IHU On-Line – Acredita que o Círio está cada ano mais globalizado ou midiatizado? Por quê?

Silvio José de Lima Figueiredo – Parece que tudo hoje em dia está midiatizado, uma ascensão dos faits divers do cotidiano se transformando em atração televisiva e da internet. É claro que rituais tão grandes e complexos como o Círio também passam por esse processo.

IHU On-Line – Qual o papel das comidas típicas durante todo o Círio?

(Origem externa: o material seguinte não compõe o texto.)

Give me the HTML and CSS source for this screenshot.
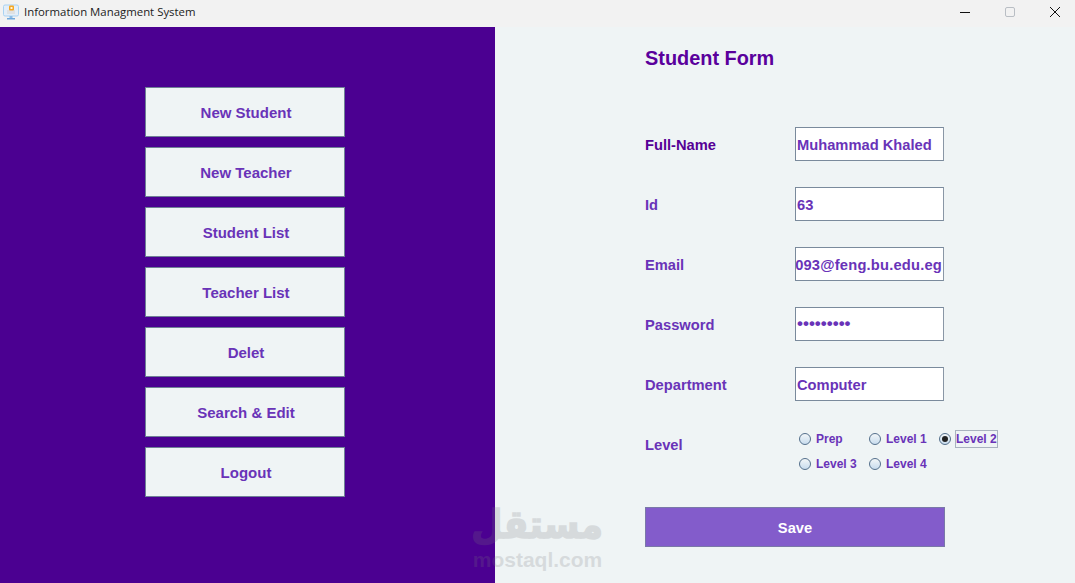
FILE: index.html
```html
<!DOCTYPE html>
<html lang="en">
<head>
  <meta charset="UTF-8">
  <title>Information Managment System</title>
  <link rel="stylesheet" href="styles.css">
</head>
<body>

<div class="window">
  <!-- Title bar -->
  <div class="titlebar">
    <svg class="app-icon" width="16" height="16" viewBox="0 0 16 16">
      <rect x="0.5" y="1" width="15" height="11" rx="1.5" fill="#e4eef8" stroke="#a9d2f2"/>
      <rect x="4" y="6" width="8" height="4" fill="#dfe1e3"/>
      <rect x="6" y="1.500" width="5" height="5" rx="1" fill="#f5a623"/>
      <rect x="7.5" y="3" width="2" height="2" fill="#fff3d6"/>
      <rect x="6.5" y="12" width="3" height="2" fill="#8dbce6"/>
      <rect x="4" y="14" width="8" height="1.5" fill="#6fa8dc"/>
    </svg>
    <span class="app-title">Information Managment System</span>
    <div class="win-controls">
      <svg width="12" height="12" viewBox="0 0 12 12"><path d="M1 6.500H11" stroke="#111" stroke-width="1"/></svg>
      <svg width="12" height="12" viewBox="0 0 12 12"><rect x="1.500" y="1.500" width="9" height="9" rx="1.500" fill="none" stroke="#b9bec4"/></svg>
      <svg width="12" height="12" viewBox="0 0 12 12"><path d="M1 1L11 11M11 1L1 11" stroke="#111" stroke-width="1"/></svg>
    </div>
  </div>

  <div class="content">
    <!-- Menu -->
    <div class="sidebar">
      <button class="menu-btn">New Student</button>
      <button class="menu-btn">New Teacher</button>
      <button class="menu-btn">Student List</button>
      <button class="menu-btn">Teacher List</button>
      <button class="menu-btn">Delet</button>
      <button class="menu-btn">Search &amp; Edit</button>
      <button class="menu-btn">Logout</button>
    </div>

    <!-- Student form -->
    <div class="form-panel">
      <h1 class="form-title">Student Form</h1>

      <div class="form-row">
        <label class="field-label dark">Full-Name</label>
        <div class="field">Muhammad Khaled</div>
      </div>
      <div class="form-row">
        <label class="field-label">Id</label>
        <div class="field">63</div>
      </div>
      <div class="form-row">
        <label class="field-label">Email</label>
        <div class="field clip"><span>093@feng.bu.edu.eg</span></div>
      </div>
      <div class="form-row">
        <label class="field-label">Password</label>
        <div class="field dots">•••••••••</div>
      </div>
      <div class="form-row">
        <label class="field-label">Department</label>
        <div class="field">Computer</div>
      </div>

      <div class="level-row">
        <label class="field-label">Level</label>
        <div class="radios">
          <div class="radio"><i class="dot"></i><span>Prep</span></div>
          <div class="radio"><i class="dot"></i><span>Level 1</span></div>
          <div class="radio"><i class="dot on"></i><span class="focused">Level 2</span></div>
          <div class="radio"><i class="dot"></i><span>Level 3</span></div>
          <div class="radio"><i class="dot"></i><span>Level 4</span></div>
        </div>
      </div>

      <button class="save-btn">Save</button>
    </div>
  </div>

  <!-- Watermark -->
  <div class="watermark">
    <div class="wm-ar" dir="rtl" lang="ar">مستقل</div>
    <div class="wm-en">mostaql.com</div>
  </div>
</div>

</body>
</html>
```

FILE: styles.css
```css
html, body {
  margin: 0;
  height: 100%;
  overflow: hidden;
}
body {
  font-family: 'Liberation Sans', Arial, sans-serif;
}
.window {
  position: relative;
  width: 1075px;
  height: 583px;
  display: flex;
  flex-direction: column;
}
.titlebar {
  height: 27px;
  box-sizing: border-box;
  background: #f2f2f2;
  display: flex;
  align-items: center;
  padding: 0 0 4px 3px;
  flex-shrink: 0;
}
.app-icon {
  margin-right: 5px;
}
.app-title {
  font-family: 'Open Sans', 'Noto Sans', sans-serif;
  font-size: 11.4px;
  color: #1c1c1c;
}
.win-controls {
  margin-left: auto;
  display: flex;
  gap: 33px;
  padding-right: 14px;
}
.win-controls svg {
  display: block;
}
.content {
  flex: 1;
  display: flex;
  background: #eff4f5;
}
.sidebar {
  width: 495px;
  background: #4b0091;
  display: flex;
  flex-direction: column;
  align-items: center;
  gap: 10px;
  padding: 60px 5px 0 0;
  box-sizing: border-box;
}
.menu-btn {
  width: 200px;
  height: 50px;
  background: #eff4f5;
  border: 1px solid #6f8096;
  color: #6933b8;
  font-family: inherit;
  font-size: 15px;
  font-weight: bold;
  padding: 1px 0 0 2px;
}
.form-panel {
  padding: 19px 0 0 150px;
}
.form-title {
  margin: 0 0 57px;
  font-size: 19.9px;
  line-height: 24px;
  font-weight: bold;
  color: #5a009c;
}
.form-row {
  display: flex;
  align-items: center;
  height: 34px;
  margin-bottom: 26px;
}
.field-label {
  width: 150px;
  padding-top: 1px;
  font-size: 14.7px;
  font-weight: bold;
  color: #6933b8;
}
.field-label.dark {
  color: #560096;
}
.field {
  width: 149px;
  height: 34px;
  box-sizing: border-box;
  background: #fff;
  border: 1px solid #7a8a9c;
  border-right-color: #8a97a6;
  padding-left: 1px;
  line-height: 34px;
  font-size: 14.7px;
  font-weight: bold;
  color: #6933b8;
  white-space: nowrap;
  overflow: hidden;
}
.field.clip {
  display: flex;
  justify-content: flex-end;
  padding-right: 1px;
  letter-spacing: 0.2px;
}
.field.dots {
  font-size: 17px;
  line-height: 32px;
}
.level-row {
  display: flex;
  align-items: flex-start;
  margin-top: 34px;
}
.level-row .field-label {
  line-height: 17px;
  padding-top: 2px;
}
.radios {
  display: grid;
  grid-template-columns: 70px 70px auto;
  row-gap: 7px;
  margin-left: 4px;
  margin-top: -5px;
}
.radio {
  display: flex;
  align-items: center;
  height: 18px;
  font-size: 12px;
  font-weight: bold;
  color: #6933b8;
}
.dot {
  width: 10px;
  height: 10px;
  border: 1px solid #55708c;
  border-radius: 50%;
  background: linear-gradient(#f2f6f8, #c8dcee);
  margin-right: 5px;
  flex-shrink: 0;
  position: relative;
}
.dot.on::after {
  content: "";
  position: absolute;
  left: 2px;
  top: 2px;
  width: 6px;
  height: 6px;
  border-radius: 50%;
  background: #222;
}
.focused {
  border: 1px solid #a9b2bf;
  line-height: 16px;
  margin-left: -1px;
}
.save-btn {
  display: block;
  width: 300px;
  height: 40px;
  margin-top: 34px;
  background: #835ccb;
  border: 1px solid #7a78a8;
  color: #fff;
  font-family: inherit;
  font-size: 14.7px;
  font-weight: bold;
  padding: 1px 0 0;
}
.watermark {
  position: absolute;
  left: 472px;
  top: 506px;
  width: 131px;
  text-align: center;
  color: #78787d;
  opacity: 0.2;
  pointer-events: none;
}
.wm-ar {
  font-family: 'DejaVu Sans', sans-serif;
  font-size: 36px;
  font-weight: bold;
  line-height: 42px;
  -webkit-text-stroke: 1.500px #78787d;
  transform: scaleY(1.1);
  transform-origin: bottom;
}
.wm-en {
  font-size: 21px;
  line-height: 24px;
  font-weight: bold;
}
```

Silvio José de Lima Figueiredo – A atmosfera festiva se dá também ao andar nas ruas de Belém alguns dias antes do círio. A cidade está impregnada dos cheiros da maniçoba e do pato no tucupi. O almoço no domingo é para o fiel que acompanhou o Círio e retorna para sua casa com suas forças esgotadas. E é nesse momento que, com a família reunida, comunga o encontro, a reunião familiar e mais uma etapa do ritual. A reposição das forças, mas também a reunião com a família, amigos, parentes que moram longe e que invariavelmente retornam à cidade para o Círio.

IHU On-Line – A que atribui a emoção dos fiéis durante as procissões?

Silvio José de Lima Figueiredo – A imagem sagrada, em meio a dois milhões de pessoas, é impactante; as graças alcançadas são muitas, e é o momento de pedir, agradecer, pagar, ou simplesmente entrar no corpo coletivo.